▶ [Given instruction] Output the full listing below exactly as it reads, and skip anything that is a picture.

▶ [Provided data]
◆ ◆ ◆ ◆ ◆

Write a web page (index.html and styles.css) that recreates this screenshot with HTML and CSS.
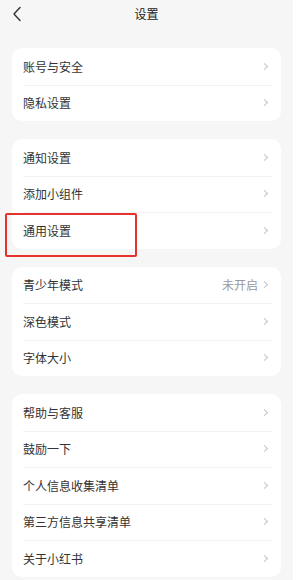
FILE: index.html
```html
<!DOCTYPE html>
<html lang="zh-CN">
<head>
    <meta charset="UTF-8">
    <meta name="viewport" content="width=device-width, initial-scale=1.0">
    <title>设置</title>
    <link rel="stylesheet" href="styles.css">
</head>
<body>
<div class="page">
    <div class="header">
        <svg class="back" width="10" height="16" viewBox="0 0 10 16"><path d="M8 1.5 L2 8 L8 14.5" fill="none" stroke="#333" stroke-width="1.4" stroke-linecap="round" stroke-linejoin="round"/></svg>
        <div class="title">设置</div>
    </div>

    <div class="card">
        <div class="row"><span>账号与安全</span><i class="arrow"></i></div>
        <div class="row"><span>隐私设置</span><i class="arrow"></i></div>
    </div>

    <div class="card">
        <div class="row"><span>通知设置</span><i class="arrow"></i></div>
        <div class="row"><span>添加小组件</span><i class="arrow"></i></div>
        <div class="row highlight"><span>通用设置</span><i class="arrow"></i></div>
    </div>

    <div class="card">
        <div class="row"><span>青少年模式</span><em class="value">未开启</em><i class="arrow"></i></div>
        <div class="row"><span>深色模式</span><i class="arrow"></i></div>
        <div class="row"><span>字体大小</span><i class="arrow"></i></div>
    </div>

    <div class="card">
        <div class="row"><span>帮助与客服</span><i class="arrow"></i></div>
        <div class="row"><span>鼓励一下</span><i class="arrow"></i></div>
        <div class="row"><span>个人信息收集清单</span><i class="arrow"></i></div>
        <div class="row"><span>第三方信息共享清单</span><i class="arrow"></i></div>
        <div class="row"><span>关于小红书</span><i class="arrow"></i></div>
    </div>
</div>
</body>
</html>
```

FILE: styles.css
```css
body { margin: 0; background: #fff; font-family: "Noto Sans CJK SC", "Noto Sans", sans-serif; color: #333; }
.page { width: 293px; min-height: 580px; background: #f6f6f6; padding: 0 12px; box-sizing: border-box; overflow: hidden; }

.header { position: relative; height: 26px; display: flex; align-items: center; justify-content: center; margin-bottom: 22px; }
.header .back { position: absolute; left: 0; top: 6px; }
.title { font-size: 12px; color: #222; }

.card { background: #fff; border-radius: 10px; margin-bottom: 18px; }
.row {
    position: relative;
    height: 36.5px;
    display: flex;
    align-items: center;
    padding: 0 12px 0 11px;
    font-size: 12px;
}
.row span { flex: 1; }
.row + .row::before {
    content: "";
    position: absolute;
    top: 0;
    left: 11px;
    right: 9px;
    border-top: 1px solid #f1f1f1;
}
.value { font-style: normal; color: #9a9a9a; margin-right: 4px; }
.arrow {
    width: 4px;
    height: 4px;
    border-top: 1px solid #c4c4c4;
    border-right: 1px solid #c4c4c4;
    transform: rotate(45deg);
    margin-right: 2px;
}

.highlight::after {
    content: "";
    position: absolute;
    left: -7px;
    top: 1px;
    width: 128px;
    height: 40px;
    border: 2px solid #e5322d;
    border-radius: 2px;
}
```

◆ ◆ ◆ ◆ ◆

▶ [Answer for the task]
Write a web page (index.html and styles.css) that recreates this screenshot with HTML and CSS.
FILE: index.html
```html
<!DOCTYPE html>
<html lang="zh-CN">
<head>
    <meta charset="UTF-8">
    <meta name="viewport" content="width=device-width, initial-scale=1.0">
    <title>设置</title>
    <link rel="stylesheet" href="styles.css">
</head>
<body>
<div class="page">
    <div class="header">
        <svg class="back" width="10" height="16" viewBox="0 0 10 16"><path d="M8 1.5 L2 8 L8 14.5" fill="none" stroke="#333" stroke-width="1.4" stroke-linecap="round" stroke-linejoin="round"/></svg>
        <div class="title">设置</div>
    </div>

    <div class="card">
        <div class="row"><span>账号与安全</span><i class="arrow"></i></div>
        <div class="row"><span>隐私设置</span><i class="arrow"></i></div>
    </div>

    <div class="card">
        <div class="row"><span>通知设置</span><i class="arrow"></i></div>
        <div class="row"><span>添加小组件</span><i class="arrow"></i></div>
        <div class="row highlight"><span>通用设置</span><i class="arrow"></i></div>
    </div>

    <div class="card">
        <div class="row"><span>青少年模式</span><em class="value">未开启</em><i class="arrow"></i></div>
        <div class="row"><span>深色模式</span><i class="arrow"></i></div>
        <div class="row"><span>字体大小</span><i class="arrow"></i></div>
    </div>

    <div class="card">
        <div class="row"><span>帮助与客服</span><i class="arrow"></i></div>
        <div class="row"><span>鼓励一下</span><i class="arrow"></i></div>
        <div class="row"><span>个人信息收集清单</span><i class="arrow"></i></div>
        <div class="row"><span>第三方信息共享清单</span><i class="arrow"></i></div>
        <div class="row"><span>关于小红书</span><i class="arrow"></i></div>
    </div>
</div>
</body>
</html>
```

FILE: styles.css
```css
body { margin: 0; background: #fff; font-family: "Noto Sans CJK SC", "Noto Sans", sans-serif; color: #333; }
.page { width: 293px; min-height: 580px; background: #f6f6f6; padding: 0 12px; box-sizing: border-box; overflow: hidden; }

.header { position: relative; height: 26px; display: flex; align-items: center; justify-content: center; margin-bottom: 22px; }
.header .back { position: absolute; left: 0; top: 6px; }
.title { font-size: 12px; color: #222; }

.card { background: #fff; border-radius: 10px; margin-bottom: 18px; }
.row {
    position: relative;
    height: 36.5px;
    display: flex;
    align-items: center;
    padding: 0 12px 0 11px;
    font-size: 12px;
}
.row span { flex: 1; }
.row + .row::before {
    content: "";
    position: absolute;
    top: 0;
    left: 11px;
    right: 9px;
    border-top: 1px solid #f1f1f1;
}
.value { font-style: normal; color: #9a9a9a; margin-right: 4px; }
.arrow {
    width: 4px;
    height: 4px;
    border-top: 1px solid #c4c4c4;
    border-right: 1px solid #c4c4c4;
    transform: rotate(45deg);
    margin-right: 2px;
}

.highlight::after {
    content: "";
    position: absolute;
    left: -7px;
    top: 1px;
    width: 128px;
    height: 40px;
    border: 2px solid #e5322d;
    border-radius: 2px;
}
```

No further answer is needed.